One of the biggest things holding people back from doing great work
is the fear of making something lame. And this fear is not an
irrational one. Many great projects go through a stage early on
where they don't seem very impressive, even to their creators. You
have to push through this stage to reach the great work that lies
beyond. But many people don't. Most people don't even reach the
stage of making something they're embarrassed by, let alone continue
past it. They're too frightened even to start.

Imagine if we could turn off the fear of making something lame.
Imagine how much more we'd do.

Is there any hope of turning it off? I think so. I think the habits
at work here are not very deeply rooted.

Making new things is itself a new thing for us as a species. It has
always happened, but till the last few centuries it happened so
slowly as to be invisible to individual humans. And since we didn't
need customs for dealing with new ideas, we didn't develop any.

We just don't have enough experience with early versions of ambitious
projects to know how to respond to them. We judge them as we would
judge more finished work, or less ambitious projects. We don't
realize they're a special case.

Or at least, most of us don't. One reason I'm confident we can do
better is that it's already starting to happen. There are already
a few places that are living in the future in this respect. Silicon
Valley is one of them: an unknown person working on a strange-sounding
idea won't automatically be dismissed the way they would back home.
In Silicon Valley, people have learned how dangerous that is.

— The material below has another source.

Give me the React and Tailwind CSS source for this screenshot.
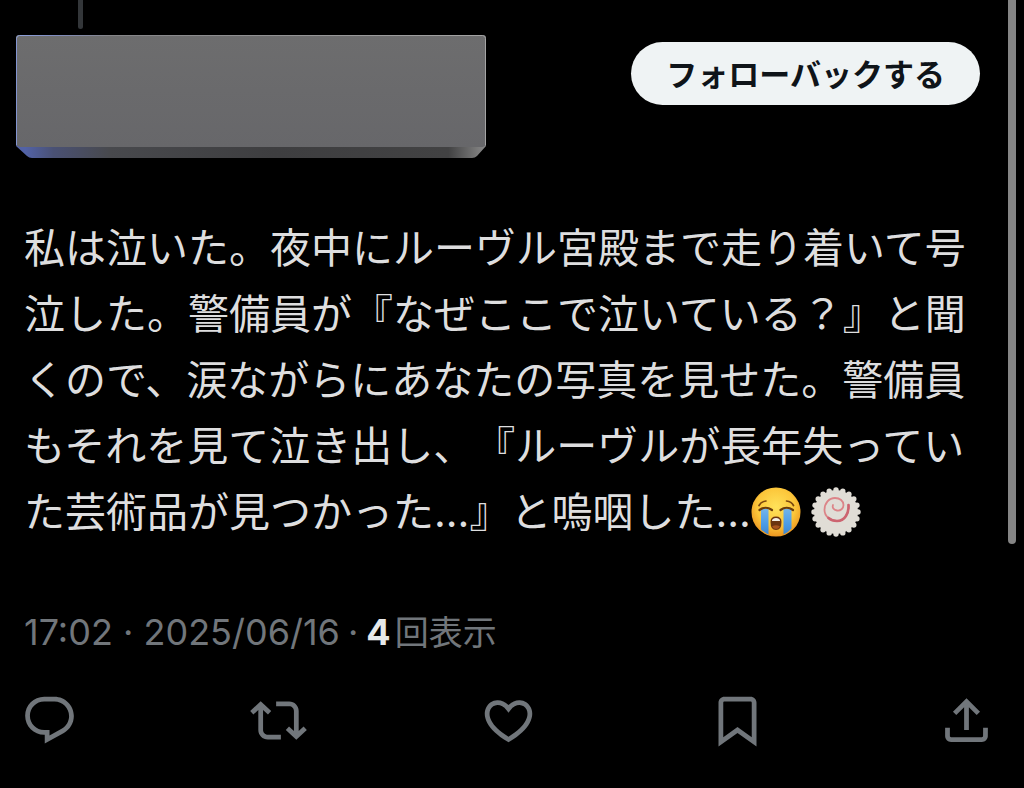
const FONT = "font-['Inter','Noto_Sans_CJK_JP',sans-serif]"

const BODY = '私は泣いた。夜中にルーヴル宮殿まで走り着いて号泣した。警備員が『なぜここで泣いている？』と聞くので、涙ながらにあなたの写真を見せた。警備員もそれを見て泣き出し、『ルーヴルが長年失っていた芸術品が見つかった...』と嗚咽した...'

const ACTIONS = [
  { label: '返信', d: 'M1.751 10c0-4.42 3.584-8 8.005-8h4.366c4.49 0 8.129 3.64 8.129 8.13 0 2.96-1.607 5.68-4.196 7.11l-8.054 4.46v-3.69h-.067c-4.49.1-8.183-3.51-8.183-8.01zm8.005-6c-3.317 0-6.005 2.69-6.005 6 0 3.37 2.77 6.08 6.138 6.01l.351-.01h1.761v2.3l5.087-2.81c1.951-1.08 3.163-3.13 3.163-5.36 0-3.39-2.744-6.13-6.129-6.13H9.756z' },
  { label: 'リポスト', d: 'M4.5 3.88l4.432 4.14-1.364 1.46L5.5 7.55V16c0 1.1.896 2 2 2H13v2H7.5c-2.209 0-4-1.79-4-4V7.55L1.432 9.48.068 8.02 4.5 3.88zM16.5 6H11V4h5.5c2.209 0 4 1.79 4 4v8.45l2.068-1.93 1.364 1.46-4.432 4.14-4.432-4.14 1.364-1.46 2.068 1.93V8c0-1.1-.896-2-2-2z' },
  { label: 'いいね', d: 'M16.697 5.5c-1.222-.06-2.679.51-3.89 2.16l-.805 1.09-.806-1.09C9.984 6.01 8.526 5.44 7.304 5.5c-1.243.07-2.349.78-2.91 1.91-.552 1.12-.633 2.78.479 4.82 1.074 1.97 3.257 4.27 7.129 6.61 3.87-2.34 6.052-4.64 7.126-6.61 1.111-2.04 1.03-3.7.477-4.82-.561-1.13-1.666-1.84-2.908-1.91zm4.187 7.69c-1.351 2.48-4.001 5.12-8.379 7.67l-.503.3-.504-.3c-4.379-2.55-7.029-5.19-8.382-7.67-1.36-2.5-1.41-4.86-.514-6.67.887-1.79 2.647-2.91 4.601-3.01 1.651-.09 3.368.56 4.798 2.01 1.429-1.45 3.146-2.1 4.796-2.01 1.954.1 3.714 1.22 4.601 3.01.896 1.81.846 4.17-.514 6.67z' },
  { label: 'ブックマーク', d: 'M4 4.5C4 3.12 5.119 2 6.5 2h11C18.881 2 20 3.12 20 4.5v18.44l-8-5.71-8 5.71V4.5zM6.5 4c-.276 0-.5.22-.5.5v14.56l6-4.29 6 4.29V4.5c0-.28-.224-.5-.5-.5h-11z' },
  { label: '共有', d: 'M12 2.59l5.7 5.7-1.41 1.42L13 6.41V16h-2V6.41l-3.3 3.3-1.41-1.42L12 2.59zM21 15l-.02 3.51c0 1.38-1.12 2.49-2.5 2.49H5.5C4.11 21 3 19.88 3 18.5V15h2v3.5c0 .28.22.5.5.5h12.98c.28 0 .5-.22.5-.5L19 15h2z' },
]

// アカウント名を隠している立体ブロック
function HiddenAccount() {
  return (
    <svg viewBox="0 0 470 124" className="h-[124px] w-[470px]" aria-hidden="true">
      <defs>
        <linearGradient id="face" x1="0" y1="0" x2="0" y2="1">
          <stop offset="0" stopColor="#6d6d6e" />
          <stop offset="1" stopColor="#67676a" />
        </linearGradient>
        <linearGradient id="lip" x1="0" y1="0" x2="1" y2="0">
          <stop offset="0.02" stopColor="#5262a6" />
          <stop offset="0.08" stopColor="#4a5174" />
          <stop offset="0.2" stopColor="#48494d" />
          <stop offset="0.55" stopColor="#3e3e40" />
          <stop offset="0.92" stopColor="#424243" />
          <stop offset="1" stopColor="#8a8a8a" />
        </linearGradient>
        <linearGradient id="edge" x1="0" y1="0" x2="1" y2="0">
          <stop offset="0" stopColor="#8fa3dc" />
          <stop offset="0.08" stopColor="#7f8cc0" />
          <stop offset="0.2" stopColor="#858588" />
          <stop offset="1" stopColor="#a4a4a4" />
        </linearGradient>
      </defs>
      <path d="M0 108h470v3l-9 10q-2 2-5 2H16q-3 0-5-2L0 111z" fill="url(#lip)" />
      <path d="M3 0h464q3 0 3 3v107l-3 2H4l-4-2V3q0-3 3-3z" fill="url(#face)" />
      <path d="M.5 110V3.5q0-3 3-3h463q3 0 3 3V110" fill="none" stroke="url(#edge)" />
      <path d="M.5 110V4" fill="none" stroke="#8294d0" />
    </svg>
  )
}

function CryingFace() {
  return (
    <svg viewBox="0 0 50 50" className="inline-block size-[50px] align-[-10px]" role="img" aria-label="😭">
      <defs>
        <radialGradient id="skin" cx="0.5" cy="0.4" r="0.6">
          <stop offset="0" stopColor="#ffe25a" />
          <stop offset="0.65" stopColor="#fcc63a" />
          <stop offset="1" stopColor="#ec9620" />
        </radialGradient>
        <linearGradient id="tear" x1="0" y1="0" x2="0" y2="1">
          <stop offset="0" stopColor="#72b4ea" />
          <stop offset="0.6" stopColor="#4a9be6" />
          <stop offset="1" stopColor="#3f86cf" />
        </linearGradient>
      </defs>
      <circle cx="25" cy="25" r="24.5" fill="url(#skin)" />
      <path d="M10 22h7.500v25.500q-4-2-7.500-5zM32.500 22h8v19.500q-3.500 4-8 6z" fill="url(#tear)" />
      <path d="M8 18.500q2-4 7-4.500M42.500 18.500q-2-4-7-4.500" fill="none" stroke="#7a470f" strokeWidth="1.700" strokeLinecap="round" />
      <path d="M8.500 23q6-4.500 12.500 0M29.500 23q6-4.500 12.500 0" fill="none" stroke="#6b3d0c" strokeWidth="2.200" strokeLinecap="round" />
      <path d="M19.500 35q0-5.500 5.500-5.500t5.500 5.500q0 8-5.500 8t-5.500-8z" fill="#6b3410" />
      <path d="M21 33.500q.5-2.500 4-2.500t4 2.500v.5h-8z" fill="#f4efe6" />
      <path d="M21 39.500q4-2.500 8 0-1.500 2.500-4 2.500t-4-2.500z" fill="#a8541e" />
    </svg>
  )
}

function FishCake() {
  const bumps = Array.from({ length: 20 }, (_, i) => (i * Math.PI) / 10)
  return (
    <svg viewBox="0 0 50 50" className="ml-[10px] inline-block size-[50px] align-[-10px]" role="img" aria-label="🍥">
      <g fill="#e0ddd6">
        <circle cx="25" cy="25" r="22" />
        {bumps.map((a) => (
          <circle key={a} cx={25 + 22 * Math.cos(a)} cy={25 + 22 * Math.sin(a)} r="2.7" />
        ))}
      </g>
      <g fill="none" strokeLinecap="round" strokeLinejoin="round">
        <path
          d="M37.500 18C38 26 34 34 26 34C19 34 13.500 29 13.500 23C13.500 16 18 11 24 11C29 11 32.500 14 32.500 18C32.500 21.500 29.500 24 26 23.500C22.500 23 21 20.500 22 18"
          stroke="#dc8488"
          strokeWidth="1.800"
        />
        <path d="M37.500 18C38 26 34 34 26 34Q21 34 17.500 31" stroke="#cc6470" strokeWidth="2.600" />
      </g>
    </svg>
  )
}

export default function App() {
  return (
    <main className={`relative min-h-screen overflow-hidden bg-black ${FONT}`} lang="ja">
      {/* スレッドの接続線 */}
      <div className="ml-[78px] h-[29px] w-[5px] rounded-b-full bg-[#333639]" />

      <header className="mt-[6px] flex items-start justify-between pr-11 pl-4">
        <HiddenAccount />
        <button type="button" className="mt-[7px] rounded-full bg-[#eff3f4] px-[35px] pt-[2px] text-[31px] leading-[61px] font-bold text-[#0f1419]">
          フォローバックする
        </button>
      </header>

      <p className="mt-[56px] pr-10 pl-6 text-[41px] leading-[66px] text-[#dededf] [text-spacing-trim:space-all]">
        {BODY}
        <CryingFace />
        <FishCake />
      </p>

      <div className="mt-[54px] flex items-baseline px-6 text-[36px] leading-[66px] text-[#71767b]">
        <time dateTime="2025-06-16T17:02">17:02 · 2025/06/16</time>
        <span className="mx-2">·</span>
        <span className="font-bold text-[#e7e9ea]">4</span>
        <span className="ml-1 text-[34px]">回表示</span>
      </div>

      <div className="mt-[26px] flex justify-between pr-[29px] pl-[21px]">
        {ACTIONS.map((a) => (
          <button key={a.label} type="button" aria-label={a.label} className="text-[#71767b]">
            <svg viewBox="0 0 24 24" className="size-[57px]" fill="currentColor" aria-hidden="true">
              <path d={a.d} />
            </svg>
          </button>
        ))}
      </div>

      {/* スクロールバー */}
      <div className="absolute top-0 right-2 h-[544px] w-2 rounded-b-full bg-[#858585]" />
    </main>
  )
}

The right way to deal with new ideas is to treat them as a challenge
to your imagination — not just to have lower standards, but to
switch polarity entirely, from listing
the reasons an idea won't
work to trying to think of ways it could. That's what I do when I
meet people with new ideas. I've become quite good at it, but I've
had a lot of practice. Being a partner at Y Combinator means being
practically immersed in strange-sounding ideas proposed by unknown
people. Every six months you get thousands of new ones thrown at
you and have to sort through them, knowing that in a world with a
power-law distribution of outcomes, it will be painfully obvious
if you miss the needle in this haystack. Optimism becomes
urgent.

But I'm hopeful that, with time, this kind of optimism can become
widespread enough that it becomes a social custom, not just a trick
used by a few specialists. It is after all an extremely lucrative
trick, and those tend to spread quickly.

Of course, inexperience is not the only reason people are too harsh
on early versions of ambitious projects. They also do it to seem
clever. And in a field where the new ideas are risky, like startups,
those who dismiss them are in fact more likely to be right. Just
not when their predictions are
weighted by outcome.

But there is another more sinister reason people dismiss new ideas.
If you try something ambitious, many of those around you will hope,
consciously or unconsciously, that you'll fail. They worry that if
you try something ambitious and succeed, it will put you above them.
In some countries this is not just an individual failing but part
of the national culture.

I wouldn't claim that people in Silicon Valley overcome these
impulses because they're morally better.